__Instruction__
Leave out all pictures. Return exactly the lines from the top of the material through the line containing "export default App;".

__Recorded data__
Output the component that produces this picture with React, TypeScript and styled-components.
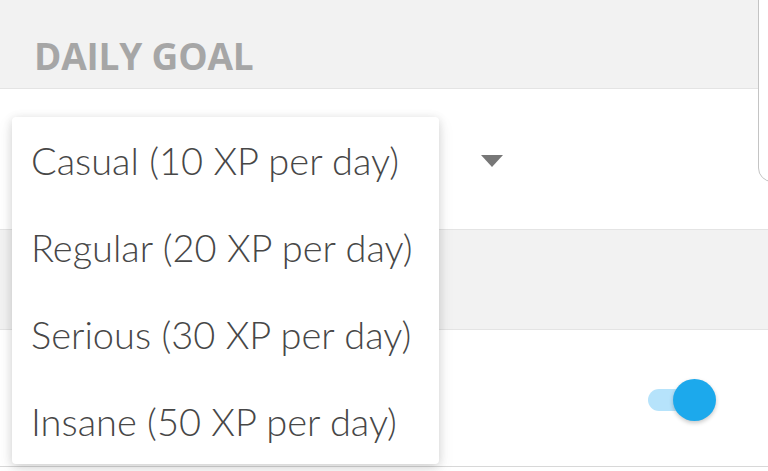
import React, { useState } from 'react';
import styled, { createGlobalStyle } from 'styled-components';

const GlobalStyle = createGlobalStyle`
  html, body {
    margin: 0;
    padding: 0;
    background: #ffffff;
    font-family: Lato, "Open Sans", sans-serif;
    overflow: hidden;
  }
`;

const goals = [
  { label: 'Casual', xp: 10 },
  { label: 'Regular', xp: 20 },
  { label: 'Serious', xp: 30 },
  { label: 'Insane', xp: 50 },
];

const App: React.FC = () => {
  const [selected, setSelected] = useState(0);
  const [reminder, setReminder] = useState(true);

  return (
    <S.Screen>
      <GlobalStyle />
      <S.SectionHeader>
        <S.SectionTitle>DAILY GOAL</S.SectionTitle>
      </S.SectionHeader>

      <S.Row height={141}>
        <S.SelectSpacer />
        <S.Caret />
      </S.Row>

      <S.Divider />

      <S.Row height={137} last>
        <S.Toggle on={reminder} onClick={() => setReminder(!reminder)}>
          <S.Track on={reminder} />
          <S.Knob on={reminder} />
        </S.Toggle>
      </S.Row>

      <S.SidePanel />

      <S.Menu>
        {goals.map((g, i) => (
          <S.MenuItem key={g.label} onClick={() => setSelected(i)} active={i === selected}>
            {g.label} ({g.xp} XP per day)
          </S.MenuItem>
        ))}
      </S.Menu>
    </S.Screen>
  );
};

export default App;

const S = {
  Screen: styled.div`
    position: relative;
    width: 768px;
    height: 471px;
    overflow: hidden;
    display: flex;
    flex-direction: column;
    background: #ffffff;
  `,
  SectionHeader: styled.div`
    height: 89px;
    box-sizing: border-box;
    background: #f2f2f2;
    border-bottom: 1px solid #e4e4e4;
    display: flex;
    align-items: flex-end;
    padding: 0 0 14px 34px;
  `,
  SectionTitle: styled.div`
    font-family: "Open Sans", sans-serif;
    font-weight: 700;
    font-size: 37px;
    line-height: 37px;
    color: #a6a6a6;
    letter-spacing: -0.2px;
  `,
  Row: styled.div<{ height: number; last?: boolean }>`
    height: ${p => p.height}px;
    box-sizing: border-box;
    background: #ffffff;
    border-bottom: 1px solid ${p => (p.last ? '#d8d8d8' : '#e4e4e4')};
    display: flex;
    align-items: center;
    padding: 0 52px 0 32px;
  `,
  SelectSpacer: styled.div`
    width: 449px;
  `,
  Caret: styled.div`
    width: 0;
    height: 0;
    border-left: 11px solid transparent;
    border-right: 11px solid transparent;
    border-top: 12px solid #777777;
    margin-top: 3px;
  `,
  Divider: styled.div`
    height: 100px;
    box-sizing: border-box;
    background: #f2f2f2;
    border-bottom: 1px solid #e4e4e4;
  `,
  Toggle: styled.div<{ on: boolean }>`
    position: relative;
    margin-left: auto;
    margin-top: 3px;
    width: 68px;
    height: 42px;
    cursor: pointer;
  `,
  Track: styled.div<{ on: boolean }>`
    position: absolute;
    left: 0;
    top: 10px;
    width: 56px;
    height: 22px;
    border-radius: 11px;
    background: ${p => (p.on ? '#b6e3fb' : '#dddddd')};
  `,
  Knob: styled.div<{ on: boolean }>`
    position: absolute;
    top: 0;
    left: ${p => (p.on ? '25px' : '0')};
    width: 43px;
    height: 42px;
    border-radius: 50%;
    background: ${p => (p.on ? '#1ca9ec' : '#f5f5f5')};
    box-shadow: 0 2px 4px rgba(0, 0, 0, 0.22);
  `,
  SidePanel: styled.div`
    position: absolute;
    left: 758px;
    top: -2px;
    width: 20px;
    height: 184px;
    box-sizing: border-box;
    background: #ffffff;
    border: 1px solid #c4c4c4;
    border-bottom-left-radius: 14px;
  `,
  Menu: styled.div`
    position: absolute;
    left: 12px;
    top: 117px;
    width: 427px;
    height: 347px;
    background: #ffffff;
    border-radius: 4px;
    box-shadow: 0 2px 10px rgba(0, 0, 0, 0.14), 0 6px 18px rgba(0, 0, 0, 0.08);
    display: flex;
    flex-direction: column;
  `,
  MenuItem: styled.div<{ active: boolean }>`
    flex: 1;
    display: flex;
    align-items: center;
    padding: 0 0 0 19px;
    font-family: Lato, sans-serif;
    font-weight: 300;
    font-size: 38px;
    color: #474747;
    white-space: nowrap;
    cursor: pointer;
  `,
};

__Result__
Output the component that produces this picture with React, TypeScript and styled-components.
import React, { useState } from 'react';
import styled, { createGlobalStyle } from 'styled-components';

const GlobalStyle = createGlobalStyle`
  html, body {
    margin: 0;
    padding: 0;
    background: #ffffff;
    font-family: Lato, "Open Sans", sans-serif;
    overflow: hidden;
  }
`;

const goals = [
  { label: 'Casual', xp: 10 },
  { label: 'Regular', xp: 20 },
  { label: 'Serious', xp: 30 },
  { label: 'Insane', xp: 50 },
];

const App: React.FC = () => {
  const [selected, setSelected] = useState(0);
  const [reminder, setReminder] = useState(true);

  return (
    <S.Screen>
      <GlobalStyle />
      <S.SectionHeader>
        <S.SectionTitle>DAILY GOAL</S.SectionTitle>
      </S.SectionHeader>

      <S.Row height={141}>
        <S.SelectSpacer />
        <S.Caret />
      </S.Row>

      <S.Divider />

      <S.Row height={137} last>
        <S.Toggle on={reminder} onClick={() => setReminder(!reminder)}>
          <S.Track on={reminder} />
          <S.Knob on={reminder} />
        </S.Toggle>
      </S.Row>

      <S.SidePanel />

      <S.Menu>
        {goals.map((g, i) => (
          <S.MenuItem key={g.label} onClick={() => setSelected(i)} active={i === selected}>
            {g.label} ({g.xp} XP per day)
          </S.MenuItem>
        ))}
      </S.Menu>
    </S.Screen>
  );
};

export default App;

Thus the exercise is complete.